Everything from the first line down to the line containing "MdChevronLeft, MdChevronRight, MdOutlineUpload" is to be retyped exactly, both ends included, with pictures left out.

• • • • • • •

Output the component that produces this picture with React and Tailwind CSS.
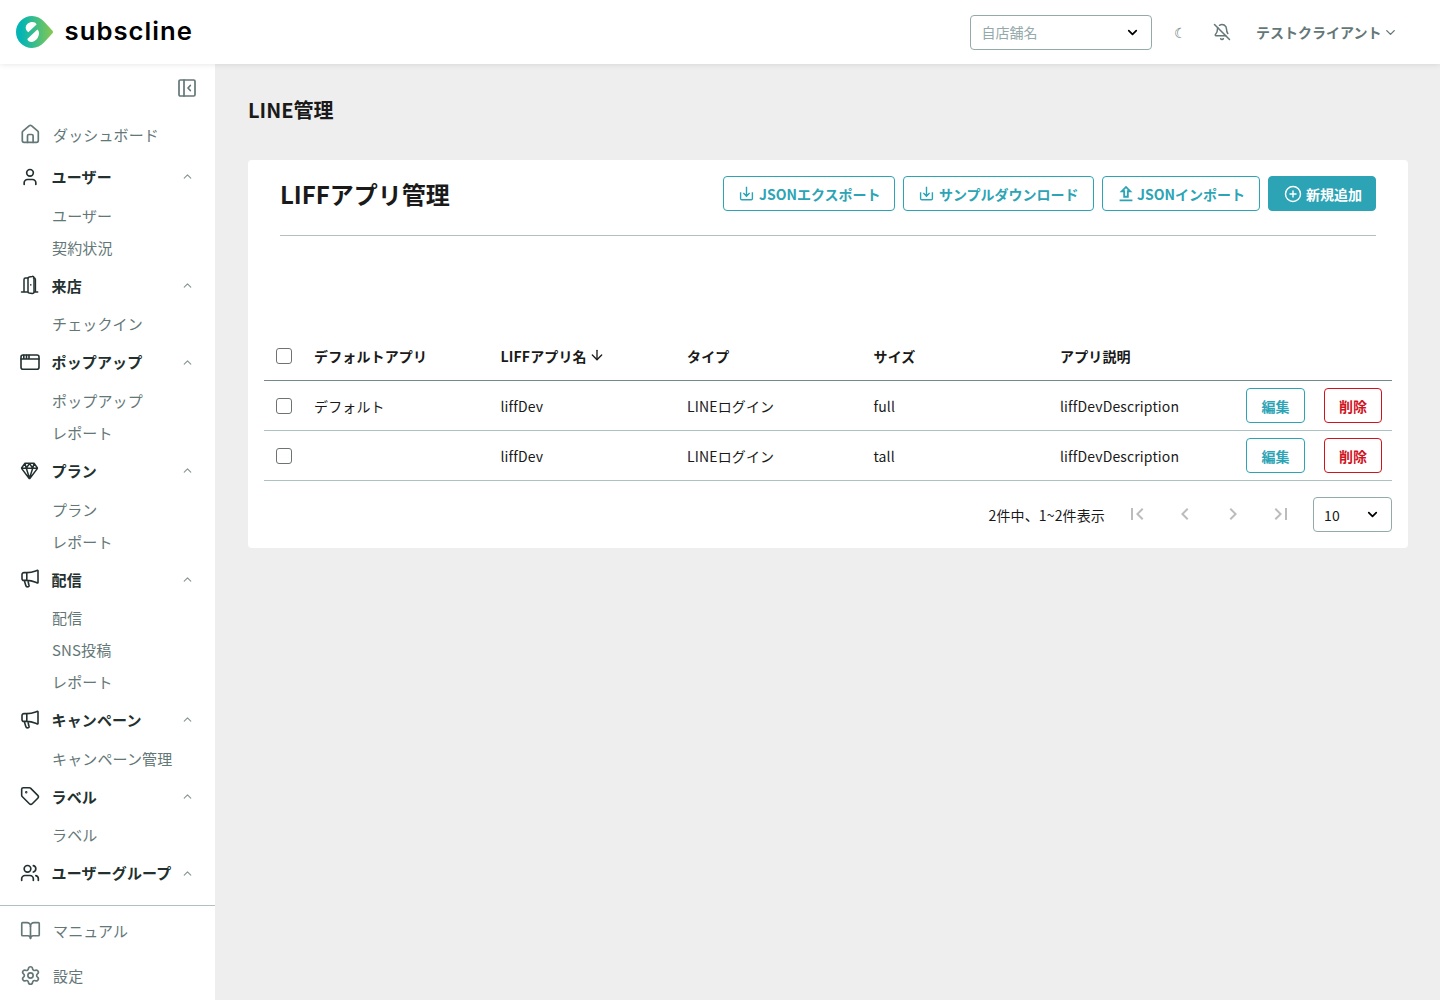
import React from 'react';
import { BellOff, BookOpen, CirclePlus, Settings, Tag, User, Users, ChevronDown, ChevronUp, ArrowDown } from 'lucide-react';
import { MdFirstPage, MdLastPage, MdChevronLeft, MdChevronRight, MdOutlineUpload } from 'react-icons/md';

function Svg({ children, size = 20, sw = 1.6, className = '' }) {
  return (
    <svg width={size} height={size} viewBox="0 0 20 20" fill="none" stroke="currentColor" strokeWidth={sw} strokeLinecap="round" strokeLinejoin="round" className={className}>
      {children}
    </svg>
  );
}

const Home = () => (
  <Svg sw={1.7}>
    <path d="M2.300 8.300a1.500 1.500 0 0 1 .6-1.200L9.400 1.700a1.600 1.600 0 0 1 2 0l6.400 5.400a1.500 1.500 0 0 1 .5 1.200v8.200a1.800 1.800 0 0 1-1.800 1.800H4.100a1.800 1.800 0 0 1-1.800-1.800z" />
    <path d="M7.500 18.300v-6.500a1.300 1.300 0 0 1 1.300-1.300h3a1.300 1.300 0 0 1 1.300 1.300v6.500" />
  </Svg>
);

const Door = () => (
  <Svg sw={1.500}>
    <path d="M1.500 17h6M14.500 17h3.200M4 17V4.500a1.600 1.600 0 0 1 1.600-1.600H8M13.500 2.900h.3a1.600 1.600 0 0 1 1.600 1.600V17" />
    <path d="M8 3.300a1.500 1.500 0 0 1 1.200-1.400l3-.5a1.500 1.500 0 0 1 1.800 1.400v14.300a1.500 1.500 0 0 1-1.800 1.400L9.200 18A1.500 1.500 0 0 1 8 16.600zM10.800 9.700v.3" />
  </Svg>
);

const Popup = () => (
  <Svg>
    <rect x="1" y="3" width="18" height="14.300" rx="2" />
    <path d="M1 7h18M3.800 3.200v3.400M6.500 3.200v3.400M9 3.200v3.400" />
  </Svg>
);

const Diamond = () => (
  <Svg sw={1.500}>
    <path d="M5 2.300h9L17.300 6.800a.7.700 0 0 1 0 .8L10 17.300a.6.600 0 0 1-1 0L1.700 7.600a.7.700 0 0 1 0-.8zM1.700 7.200h15.600M6.300 7.200l3.200 10 3.200-10M5 2.500l1.300 4.700L9.500 2.500l3.200 4.700L14 2.500" />
  </Svg>
);

const Megaphone = () => (
  <Svg>
    <path d="M6.800 3.600H4a2 2 0 0 0-2 2v3.800a2 2 0 0 0 2 2h2.800c3.100 0 6 .7 8.900 1.900l1.600.7a.5.500 0 0 0 .7-.5V1.700a.5.500 0 0 0-.7-.4l-1.600.6c-2.900 1.100-5.800 1.700-8.900 1.700zM6.800 3.600v7.800M4.300 11.500l1.500 5a1.800 1.800 0 0 0 2 1.300l.8-.2a.8.800 0 0 0 .5-1l-.6-1.800h.2l-.9-3.200" />
  </Svg>
);

const Collapse = () => (
  <Svg className="text-[#647777]" sw={1.7}>
    <rect x="2" y="2" width="16" height="16" rx="1.300" />
    <path d="M7 2v16M13.300 7.500 11 10l2.300 2.500" />
  </Svg>
);

const Download = () => (
  <svg width="16" height="16" viewBox="0 0 16 16" fill="none" stroke="currentColor" strokeWidth="1.400">
    <path d="M1.600 6.300V12.500a1.200 1.200 0 0 0 1.200 1.200h9.400a1.200 1.200 0 0 0 1.200-1.200V6.300M7.500 .8v9.200M4.400 7.100 7.500 10.200l3.100-3.100" />
  </svg>
);

const groups = [
  ['ユーザー', <User size={20} strokeWidth={2} />, ['ユーザー', '契約状況']],
  ['来店', <Door />, ['チェックイン']],
  ['ポップアップ', <Popup />, ['ポップアップ', 'レポート']],
  ['プラン', <Diamond />, ['プラン', 'レポート']],
  ['配信', <Megaphone />, ['配信', 'SNS投稿', 'レポート']],
  ['キャンペーン', <Megaphone />, ['キャンペーン管理']],
  ['ラベル', <Tag size={20} strokeWidth={1.900} />, ['ラベル']],
  ['ユーザーグループ', <Users size={20} strokeWidth={2} />, []],
];

const rows = [
  ['デフォルト', 'liffDev', 'LINEログイン', 'full', 'liffDevDescription'],
  ['', 'liffDev', 'LINEログイン', 'tall', 'liffDevDescription'],
];

const CheckBox = () => (
  <span className="flex pl-3">
    <span className="size-4 rounded-[3px] border border-[#6f7272] bg-white" />
  </span>
);

const outline = 'flex h-[35px] items-center rounded-[4px] border text-sm font-bold whitespace-nowrap';
const tableGrid = 'grid grid-cols-[40px_186.500px_186.500px_186.500px_186.500px_186px_156px] items-center';

function Logo() {
  return (
    <svg width="178" height="34" viewBox="0 0 178 34" className="ml-4">
      <defs>
        <linearGradient id="brand" x1="0" x2="1">
          <stop offset="0.15" stopColor="#05b5b3" />
          <stop offset="1" stopColor="#86c84f" />
        </linearGradient>
      </defs>
      <path d="M16 1c5 0 8.700 2.200 12 5.500l8.500 9.200a1.800 1.800 0 0 1 0 2.500L28 27.500C24.700 30.800 21 33 16 33A16 16 0 0 1 16 1z" fill="url(#brand)" />
      <path d="M12.300 17.300C10.700 16.200 9.700 14.600 9.700 12.600 9.900 9.300 12.900 7 16.300 7c2 0 3.500.8 4.300 2.400zM21.400 14.600c1.400 1.200 1.900 3 1.500 5-.9 4.200-3.900 7.300-7.300 7.300-2.200 0-3.800-1-4.300-2.900z" fill="#fff" />
      <text x="48.500" y="24.500" textLength="128.500" lengthAdjust="spacingAndGlyphs" fontFamily="Inter, sans-serif" fontSize="24.500" fontWeight="600" fill="#000" className="tracking-[1px]">subscline</text>
    </svg>
  );
}

export default function App() {
  return (
    <div className="flex h-[1000px] flex-col overflow-hidden bg-[#eeeeee] font-['Noto_Sans_CJK_JP',sans-serif] text-sm text-[#1a1a1a]">
      <header className="relative z-10 flex h-16 shrink-0 items-center justify-between bg-white shadow-[0_0_6px_rgba(0,0,0,0.12)]">
        <Logo />
        <div className="flex items-center pr-[42px] text-[#647777]">
          <div className="flex h-[35px] w-[182px] items-center justify-between rounded-[4px] border border-[#94a9a9] pr-[11px] pl-[11px] text-[#94a9a9]">
            <span>自店舗名</span>
            <ChevronDown size={15} strokeWidth={2.800} className="text-black" />
          </div>
          <span className="ml-[22px] w-3 text-[14px] text-[#647777]">☾</span>
          <BellOff size={18} strokeWidth={2} className="ml-[27px]" />
          <span className="ml-[25.500px] font-bold">テストクライアント</span>
          <ChevronDown size={15} strokeWidth={2.200} className="ml-[1.500px]" />
        </div>
      </header>
      <div className="flex min-h-0 flex-1">
        <aside className="flex w-[215px] shrink-0 flex-col bg-white text-[15px] tracking-[0.13px] text-[#647777]">
          <div className="flex h-12 shrink-0 items-center justify-end pr-[18px]"><Collapse /></div>
          <nav className="min-h-0 flex-1 overflow-hidden">
            <div className="flex h-[42.600px] items-center pt-[2px] pl-5">
              <span className="flex w-[33px]"><Home /></span>ダッシュボード
            </div>
            {groups.map(([name, icon, items]) => (
              <div key={name}>
                <div className="flex h-[44.600px] items-center pr-[21.500px] pl-5 font-bold text-[#233030]">
                  <span className="flex w-[31.600px]">{icon}</span>
                  <span className="flex-1 whitespace-nowrap">{name}</span>
                  <ChevronUp size={13} strokeWidth={2.200} className="shrink-0 text-[#899797]" />
                </div>
                {items.map((item) => (
                  <div key={item} className="flex h-8 items-center pt-[0.600px] pl-[52px]">{item}</div>
                ))}
              </div>
            ))}
          </nav>
          <div className="h-[95px] shrink-0 border-t border-[#b2c0c0] pt-[2px]">
            <div className="flex h-[45px] items-center pl-5"><span className="flex w-[33px]"><BookOpen size={21} strokeWidth={1.900} /></span>マニュアル</div>
            <div className="flex h-[45px] items-center pl-5"><span className="flex w-[33px]"><Settings size={21} strokeWidth={1.900} /></span>設定</div>
          </div>
        </aside>
        <main className="flex-1 px-[33px]">
          <h1 className="flex h-24 items-center text-xl font-bold"><span className="-mt-1">LINE管理</span></h1>
          <section className="h-[388px] w-[1160px] rounded-[4px] bg-white px-4 pt-4">
            <div className="mx-4 flex h-[60px] items-start justify-between border-b border-[#b2c0c0]">
              <h2 className="text-2xl leading-[36px] font-bold">LIFFアプリ管理</h2>
              <div className="flex gap-2 text-[#2ca4b5]">
                <button className={outline + ' w-[172px] gap-1 border-[#2ca4b5] pl-[15px]'}><Download />JSONエクスポート</button>
                <button className={outline + ' w-[191px] gap-1 border-[#2ca4b5] pl-[15px]'}><Download />サンプルダウンロード</button>
                <button className={outline + ' w-[158px] border-[#2ca4b5] pl-[11.500px]'}><MdOutlineUpload size={22} className="mr-[0.500px] shrink-0" /><span>JSONインポート</span></button>
                <button className={outline + ' w-[108px] border-[#2ca4b5] bg-[#2ca4b5] pl-[14.500px] text-white'}><CirclePlus size={18} strokeWidth={1.900} className="mr-[4.500px]" />新規追加</button>
              </div>
            </div>
            <div className="mt-24 border-b border-[#748989] font-bold tracking-[0.14px]">
              <div className={tableGrid + ' h-12'}>
                <CheckBox />
                <span className="pl-2.5">デフォルトアプリ</span>
                <span className="flex items-center gap-[2.500px] pl-2.5">LIFFアプリ名<ArrowDown size={16} strokeWidth={2} className="-mt-0.5" /></span>
                <span className="pl-2.5">タイプ</span>
                <span className="pl-2.5">サイズ</span>
                <span className="pl-2.5">アプリ説明</span>
              </div>
            </div>
            {rows.map((r, i) => (
              <div key={i} className={tableGrid + ' h-[50px] border-b border-[#acc2c2] tracking-[0.14px]'}>
                <CheckBox />
                {r.map((c, j) => <span key={j} className="pl-2.5">{c}</span>)}
                <span className="flex justify-between px-2.5 tracking-normal">
                  <button className={outline + ' w-[59px] justify-center border-[#2ca4b5] text-[#2ca4b5]'}>編集</button>
                  <button className={outline + ' w-[58px] justify-center border-[#d0141e] text-[#d0141e]'}>削除</button>
                </span>
              </div>
            ))}
            <div className="mt-4 flex items-center justify-end tracking-[0.14px]">
              <span>2件中、1~2件表示</span>
              <span className="-mt-px ml-[19.500px] flex gap-6 text-[#bcbcbc]">
                <MdFirstPage size={24} /><MdChevronLeft size={24} /><MdChevronRight size={24} /><MdLastPage size={24} />
              </span>
              <span className="ml-[20.500px] flex h-[35px] w-[79px] items-center justify-between rounded-[4px] border border-[#94a9a9] pr-[11.500px] pl-2.5">
                10<ChevronDown size={15} strokeWidth={2.800} className="text-black" />
              </span>
            </div>
          </section>
        </main>
      </div>
    </div>
  );
}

• • • • • • •

■ Full output:
Output the component that produces this picture with React and Tailwind CSS.
import React from 'react';
import { BellOff, BookOpen, CirclePlus, Settings, Tag, User, Users, ChevronDown, ChevronUp, ArrowDown } from 'lucide-react';
import { MdFirstPage, MdLastPage, MdChevronLeft, MdChevronRight, MdOutlineUpload } from 'react-icons/md';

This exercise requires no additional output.